Pickles: A history
I’ve long had it in mind to write a book with the title Pickles: A History. My husband thinks it’s a crazy idea, but there is precedent in the recent spate of social microhistories—big books about small things—which has given us books like Salt: A World History, The Pencil: A History of Design and Circumstance, The Box: How the Shipping Container Made the World Smaller and the World Economy Bigger, and Consider the Fork. Whimsical though it may seem, the impulse to tell the story of a civilization through a single object—a spice, a silkworm, a microbe, a pruning hook—can be a serious one. One can see the universe in a grain of salt.

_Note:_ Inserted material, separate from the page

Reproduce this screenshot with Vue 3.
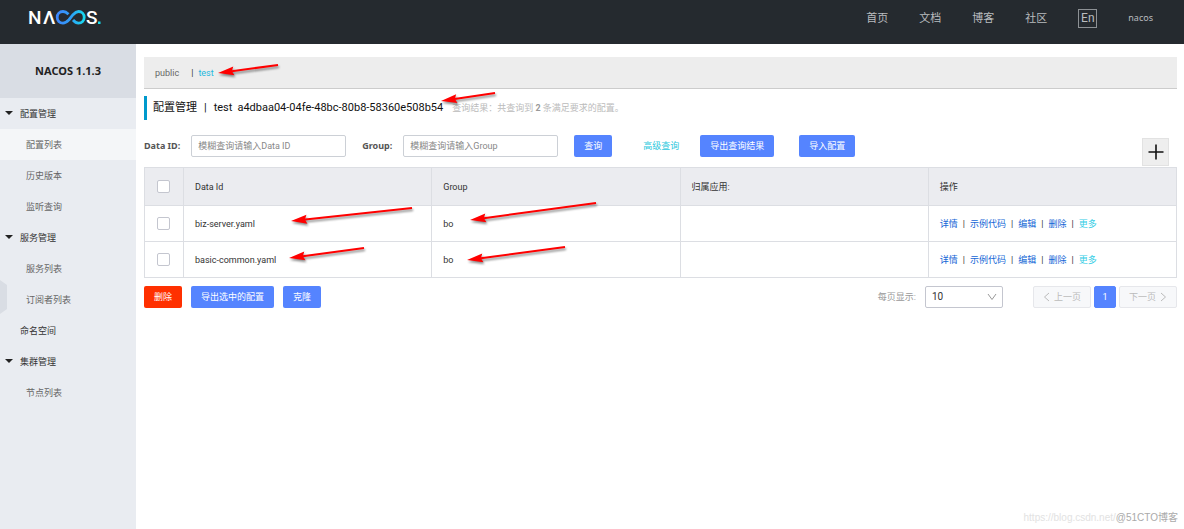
<script setup>
import { ref } from 'vue'

const navLinks = ['首页', '文档', '博客', '社区']

const menu = [
  { label: '配置管理', level: 'group', open: true },
  { label: '配置列表', level: 'child', active: true },
  { label: '历史版本', level: 'child' },
  { label: '监听查询', level: 'child' },
  { label: '服务管理', level: 'group', open: true },
  { label: '服务列表', level: 'child' },
  { label: '订阅者列表', level: 'child' },
  { label: '命名空间', level: 'group' },
  { label: '集群管理', level: 'group', open: true },
  { label: '节点列表', level: 'child' },
]

const rows = [
  { dataId: 'biz-server.yaml', group: 'bo' },
  { dataId: 'basic-common.yaml', group: 'bo' },
]

const actions = ['详情', '示例代码', '编辑', '删除']

const dataId = ref('')
const group = ref('')
const pageSize = ref('10')

// Annotation arrows: tip and tail points.
const arrows = [
  [218, 73, 278, 65],
  [441, 101, 495, 93],
  [291, 221, 412, 208],
  [289, 258, 364, 248],
  [470, 220, 596, 203],
  [467, 260, 565, 247],
].map(([x, y, tx, ty]) => ({
  x,
  y,
  length: Math.hypot(tx - x, ty - y),
  angle: (Math.atan2(ty - y, tx - x) * 180) / Math.PI,
}))
</script>

<template>
  <div class="page">
    <header class="topbar">
      <a class="logo" href="#" aria-label="NACOS">
        <svg width="76" height="32" viewBox="0 -6 76 32">
          <defs>
            <linearGradient id="loop" x1="28" y1="0" x2="57" y2="0" gradientUnits="userSpaceOnUse">
              <stop offset="0" stop-color="#3f86ff" />
              <stop offset="0.5" stop-color="#2f9df5" />
              <stop offset="1" stop-color="#16dcee" />
            </linearGradient>
          </defs>
          <text x="0" y="16" class="logo-text">N</text>
          <text x="15" y="16" class="logo-text">Λ</text>
          <path
            d="M40.5 6.300 C38.500 4.300 36.900 3.500 35 3.500 C31.500 3.500 29.200 6 29.200 9.300 C29.200 12.600 31.500 15.100 35 15.100 C37.500 15.100 39.200 13.500 41 11.700 L45 6.700 C46.700 4.800 48.300 3.500 50.500 3.500 C53.800 3.500 56.200 6 56.200 9.300 C56.200 12.600 53.800 15.100 50.500 15.100 C48.300 15.100 46.700 14 45 12"
            fill="none"
            stroke="url(#loop)"
            stroke-width="2.800"
          />
          <text x="58" y="16" class="logo-text">S</text>
          <rect x="70" y="13.500" width="2.500" height="2.500" fill="#16dcee" />
        </svg>
      </a>
      <nav class="nav">
        <a v-for="link in navLinks" :key="link" href="#">{{ link }}</a>
        <button class="lang" type="button">En</button>
        <a class="user" href="#">nacos</a>
      </nav>
    </header>

    <div class="body">
      <aside class="sidebar">
        <h1 class="version">NACOS 1.1.3</h1>
        <ul class="menu">
          <li v-for="item in menu" :key="item.label">
            <a href="#" class="menu-item" :class="[item.level, { active: item.active, open: item.open }]">{{ item.label }}</a>
          </li>
        </ul>
        <svg class="handle" width="7" height="34" viewBox="0 0 7 34">
          <path d="M0 0 L7 5 V29 L0 34 Z" fill="#d9dde4" />
        </svg>
      </aside>

      <main class="main">
        <div class="namespaces">
          <a href="#">public</a>
          <span class="bar">|</span>
          <a href="#" class="current">test</a>
        </div>

        <div class="heading">
          <h2>配置管理<span class="sep">|</span>test<span class="ns-id">a4dbaa04-04fe-48bc-80b8-58360e508b54</span></h2>
          <p>查询结果：共查询到 <strong>2</strong> 条满足要求的配置。</p>
        </div>

        <form class="search" @submit.prevent>
          <label for="data-id">Data ID:</label>
          <input id="data-id" v-model="dataId" class="field" type="text" placeholder="模糊查询请输入Data ID" />
          <label for="group">Group:</label>
          <input id="group" v-model="group" class="field" type="text" placeholder="模糊查询请输入Group" />
          <button class="btn" type="submit">查询</button>
          <a class="advanced" href="#">高级查询</a>
          <button class="btn" type="button">导出查询结果</button>
          <button class="btn import" type="button">导入配置</button>
          <button class="add" type="button" aria-label="新建配置">
            <svg width="16" height="16" viewBox="0 0 16 16">
              <path d="M8 0.500 V15.500 M0.500 8 H15.500" stroke="#111" stroke-width="1.6" fill="none" />
            </svg>
          </button>
        </form>

        <table class="configs">
          <thead>
            <tr>
              <th class="check"><input type="checkbox" aria-label="全选" /></th>
              <th>Data Id</th>
              <th>Group</th>
              <th>归属应用:</th>
              <th>操作</th>
            </tr>
          </thead>
          <tbody>
            <tr v-for="row in rows" :key="row.dataId">
              <td class="check"><input type="checkbox" :aria-label="row.dataId" /></td>
              <td>{{ row.dataId }}</td>
              <td>{{ row.group }}</td>
              <td></td>
              <td>
                <div class="actions">
                  <template v-for="action in actions" :key="action">
                    <a href="#">{{ action }}</a><span>|</span>
                  </template>
                  <a href="#" class="more">更多</a>
                </div>
              </td>
            </tr>
          </tbody>
        </table>

        <div class="footer">
          <button class="btn danger" type="button">删除</button>
          <button class="btn" type="button">导出选中的配置</button>
          <button class="btn" type="button">克隆</button>
          <label class="size-label" for="page-size">每页显示:</label>
          <div class="select">
            <select id="page-size" v-model="pageSize">
              <option>10</option>
              <option>20</option>
              <option>30</option>
            </select>
            <svg width="10" height="8" viewBox="0 0 10 8">
              <path d="M1 1 L5 6.500 L9 1" fill="none" stroke="#999" />
            </svg>
          </div>
          <div class="pager">
            <button class="page-btn" type="button" disabled>
              <svg width="7" height="10" viewBox="0 0 7 10"><path d="M6 1 L1.500 5 L6 9" fill="none" stroke="#bbb" /></svg>
              上一页
            </button>
            <button class="page-btn selected" type="button">1</button>
            <button class="page-btn" type="button" disabled>
              下一页
              <svg width="7" height="10" viewBox="0 0 7 10"><path d="M1 1 L5.500 5 L1 9" fill="none" stroke="#bbb" /></svg>
            </button>
          </div>
        </div>
      </main>
    </div>

    <svg class="arrows" width="1184" height="529" viewBox="0 0 1184 529">
      <g v-for="(a, i) in arrows" :key="i" :transform="`translate(${a.x} ${a.y}) rotate(${a.angle})`">
        <path :d="`M12 0 H${a.length}`" stroke="#f00" stroke-width="2" />
        <path d="M0 0 L16 -4.500 L14 0 L16 4.500 Z" fill="#f00" />
      </g>
    </svg>

    <div class="watermark"><span>https://blog.csdn.net/</span><span class="site">@51CTO博客</span></div>
  </div>
</template>

<style>
body {
  margin: 0;
  background: #fff;
}
</style>

<style scoped>
.page {
  position: relative;
  display: flex;
  flex-direction: column;
  min-height: 100vh;
  overflow: hidden;
  font-family: Roboto, 'Noto Sans CJK SC', sans-serif;
  font-size: 9px;
  line-height: 14px;
  color: #333;
}
.page * {
  box-sizing: border-box;
}
a {
  color: inherit;
  text-decoration: none;
}
button,
input,
select {
  margin: 0;
  font: inherit;
  color: inherit;
}

.topbar {
  display: flex;
  justify-content: space-between;
  align-items: flex-start;
  height: 44px;
  padding: 2px 31px 0 28px;
  background: #252a2f;
}
.logo svg {
  display: block;
}
.logo-text {
  font-family: Roboto, sans-serif;
  font-size: 19px;
  font-weight: 500;
  fill: #fff;
}
.nav {
  display: flex;
  align-items: center;
  gap: 31px;
  height: 32px;
  font-family: 'Noto Sans', 'Noto Sans CJK SC', sans-serif;
  font-size: 11px;
  color: #b9bcbf;
}
.lang {
  width: 19px;
  height: 19px;
  padding: 0;
  border: 1px solid #8d9195;
  background: none;
  font-family: Roboto, sans-serif;
  font-size: 12px;
  line-height: 17px;
}
.user {
  font-size: 9px;
}

.body {
  display: flex;
  flex: 1;
}
.sidebar {
  position: relative;
  flex: none;
  width: 136px;
  background: #e9ecf1;
  font-family: 'Noto Sans', 'Noto Sans CJK SC', sans-serif;
}
.version {
  margin: 0;
  background: #d9dde4;
  font-size: 11px;
  line-height: 54px;
  text-align: center;
  color: #222;
}
.menu {
  margin: 0;
  padding: 0;
  list-style: none;
}
.menu-item {
  display: block;
  position: relative;
  padding-left: 20px;
  line-height: 31px;
}
.child {
  padding-left: 26px;
  color: #666;
}
.active {
  background: #f4f6f8;
}
.open::before {
  content: '';
  position: absolute;
  left: 5px;
  top: 13px;
  border: 4px solid transparent;
  border-top-color: #222;
  border-bottom: 0;
}
.handle {
  position: absolute;
  left: 0;
  top: 236px;
}

.main {
  flex: 1;
  min-width: 0;
  padding: 13px 7px 0 8px;
}
.namespaces {
  display: flex;
  align-items: center;
  height: 32px;
  padding-left: 11px;
  border-bottom: 1px solid #ccc;
  background: #ededed;
  color: #666;
}
.bar {
  margin: 0 5px 0 12px;
  color: #333;
}
.current {
  color: #22b8dd;
}
.heading {
  display: flex;
  align-items: center;
  height: 24px;
  margin: 7px 0 15px;
  padding-left: 6px;
  border-left: 3px solid #09c;
}
.heading h2 {
  margin: 0;
  font-size: 11px;
  font-weight: 400;
  color: #111;
}
.sep {
  margin: 0 7px;
}
.ns-id {
  margin-left: 5px;
}
.heading p {
  margin: 0 0 0 9px;
  color: #bbb;
}
.heading strong {
  color: #999;
}

.search {
  display: flex;
  align-items: flex-start;
  height: 31px;
}
.search label {
  font-family: 'Noto Sans', sans-serif;
  font-weight: 700;
  line-height: 22px;
  color: #555;
}
.field {
  width: 155px;
  height: 22px;
  margin: 0 16px 0 11px;
  padding: 0 6px;
  border: 1px solid #ccd0d6;
  border-radius: 2px;
  background: #fff;
}
.field::placeholder {
  color: #888;
}
.btn {
  height: 22px;
  padding: 0 10px;
  border: 0;
  border-radius: 2px;
  background: #5584ff;
  line-height: 22px;
  color: #fff;
}
.advanced {
  margin: 0 21px 0 31px;
  line-height: 22px;
  color: #2bc8dd;
}
.import {
  margin-left: 25px;
}
.add {
  display: grid;
  place-items: center;
  align-self: flex-end;
  width: 27px;
  height: 28px;
  margin: 0 8px 0 auto;
  padding: 0;
  border: 1px solid #e2e2e2;
  background: #eee;
}

.configs {
  width: 100%;
  margin-top: 1px;
  border: 1px solid #dcdee3;
  border-collapse: collapse;
  table-layout: fixed;
}
.configs th,
.configs td {
  height: 36px;
  padding: 0 11px;
  border: 1px solid #dcdee3;
  text-align: left;
  font-weight: 400;
}
.configs th {
  height: 38px;
  background: #ebecf0;
}
.configs .check {
  width: 39px;
  padding: 0 12px;
}
.check input {
  display: block;
  appearance: none;
  width: 13px;
  height: 13px;
  border: 1px solid #c4c6cf;
  border-radius: 2px;
  background: #fff;
}
.actions {
  display: flex;
  gap: 5px;
  color: #333;
}
.actions a {
  color: #1366d6;
}
.actions .more {
  color: #33cde5;
}

.footer {
  display: flex;
  align-items: center;
  gap: 9px;
  margin-top: 8px;
}
.danger {
  background: #ff3000;
}
.size-label {
  margin-left: auto;
  color: #999;
}
.select {
  position: relative;
  width: 78px;
}
.select select {
  display: block;
  appearance: none;
  width: 100%;
  height: 22px;
  padding: 0 6px;
  border: 1px solid #c4c6cf;
  border-radius: 2px;
  background: #fff;
  font-size: 10px;
}
.select svg {
  position: absolute;
  right: 6px;
  top: 7px;
  pointer-events: none;
}
.pager {
  display: flex;
  gap: 3px;
  margin-left: 21px;
}
.page-btn {
  display: flex;
  align-items: center;
  justify-content: center;
  gap: 4px;
  min-width: 22px;
  height: 22px;
  padding: 0 9px;
  border: 1px solid #e6e7eb;
  border-radius: 2px;
  background: #f7f8fa;
  color: #bbb;
}
.page-btn.selected {
  padding: 0;
  border-color: #5584ff;
  background: #5584ff;
  color: #fff;
}

.arrows {
  position: absolute;
  left: 0;
  top: 0;
  pointer-events: none;
  filter: drop-shadow(1px 2px 1px rgba(0, 0, 0, 0.45));
}
.watermark {
  position: absolute;
  right: 6px;
  bottom: 4px;
  font-family: 'Liberation Sans', 'Noto Sans CJK SC', sans-serif;
  font-size: 10px;
  color: #e2e2e2;
}
.site {
  color: #aaa;
}
</style>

G. K. Chesterton had a gift for microhistory: “Once I planned to write a book of poems entirely about the things in my pockets,” he tells us, “but I found it would be too long; and the age of the great epics is past.” In lieu of the epic poem the subject deserved, he contributed an essay to the Daily News on “What I Found in My Pocket.” And what he found in his pocket was a pocketknife, “one of the most primary of those practical origins upon which . . . all our human civilisation reposes”; a box of matches embodying “fire . . . the thing we all love, but dare not touch”; and a piece of chalk, in which he saw “all the art and all the frescoes of the world.” For Chesterton, the microhistory was a way to give thanks for existence itself.
But why pickles? It’s partly personal. I grew up on the border of the Lower East Side in the decades before its gentrification. New York was a little world for me then, a walkable microcosmos, from my neighborhood where everyone was Jewish though no one went to synagogue, to the multiethnic immigrant streets where Jewishness confronted me in forms at once exotic and connatural; and where the only Christians I was conscious of meeting were Catholic Workers at Dorothy Day’s St. Joseph House (they seemed pretty Jewish, too). My favorite walk took me to the Roumanian Pickle Works on Orchard Street. Uptown there were steaming chestnuts from street vendors at Christmas time; in my neighborhood there were candy buttons that stuck to the paper; but on the Lower East Side it was pickles all the way. Proust had his madeleines; I knew neither madeleines nor the Magdalen they bring to mind, but I had pickles, drawn from the depths of the giant barrels that crowded the sidewalk. No memory can compete for poignancy with one that has fermented in a great oak barrel.